Eighth Dive: June 7-13
On this dive, Cassini did measure the pull of gravity to help calculate the shape and the mass of its rings. It also produced the awesome image above, taken between the seventh and eight dives.
Fourteenth Dive: July 16-22
By its fourteenth time through the Saturnine gap, scientists were ecstatic about Cassini’s performance and the trove of information flowing in. “The data we are seeing from Cassini's Grand Finale are every bit as exciting as we hoped, although we are still deep in the process of working out what they are telling us about Saturn and its rings,” Spilker said in a NASA press release in July.

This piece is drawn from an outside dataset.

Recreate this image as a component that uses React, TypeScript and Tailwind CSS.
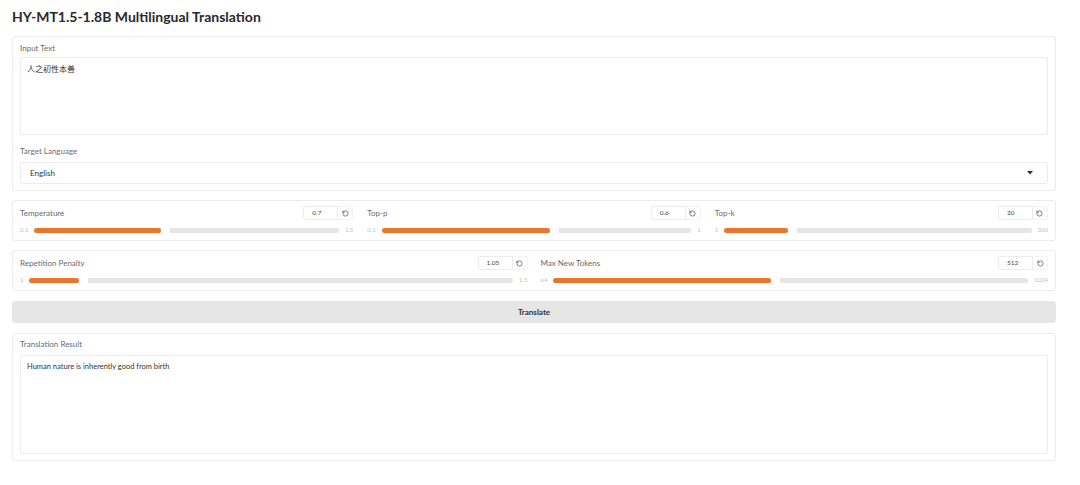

Magnetometer readings refined measurements of the planet’s magnetic field, showing that it is well-aligned with it’s axis of rotation. Those measurements are also helpful in calculating the exact length of a day on Saturn, which is still not perfectly understood.
The probe also captured the first samples of Saturn’s rings and atmosphere, and its cosmic dust analyzer began beaming back data about the particles it encountered. The probe also captured breathtaking images of Saturn’s cloudscape and rings. For example, it captured the incredible image above, which shows a thin haze above Saturn, the planet's stratosphere.
The Final Five
Cassini’s final five swings through the gap took it within 1,010 and 1,060 miles of the tops of Saturn’s clouds, giving us our closest views yet of Saturn’s upper atmosphere. Using its Ion and Neutral Mass Spectrometer it was directly sampled composition of the region and other instruments measured ammonia. In its final days, Cassini took its last images of Saturn’s north pole and rings, producing pictures like the raw image above. On September 11, it got a gravitational nudge from Titan to put it on course for it’s final plunge.
“As it makes these five dips into Saturn, followed by its final plunge, Cassini will become the first Saturn atmospheric probe,” Spilker says in the press release. “It’s long been a goal in planetary exploration to send a dedicated probe into the atmosphere of Saturn, and we're laying the groundwork for future exploration with this first foray.”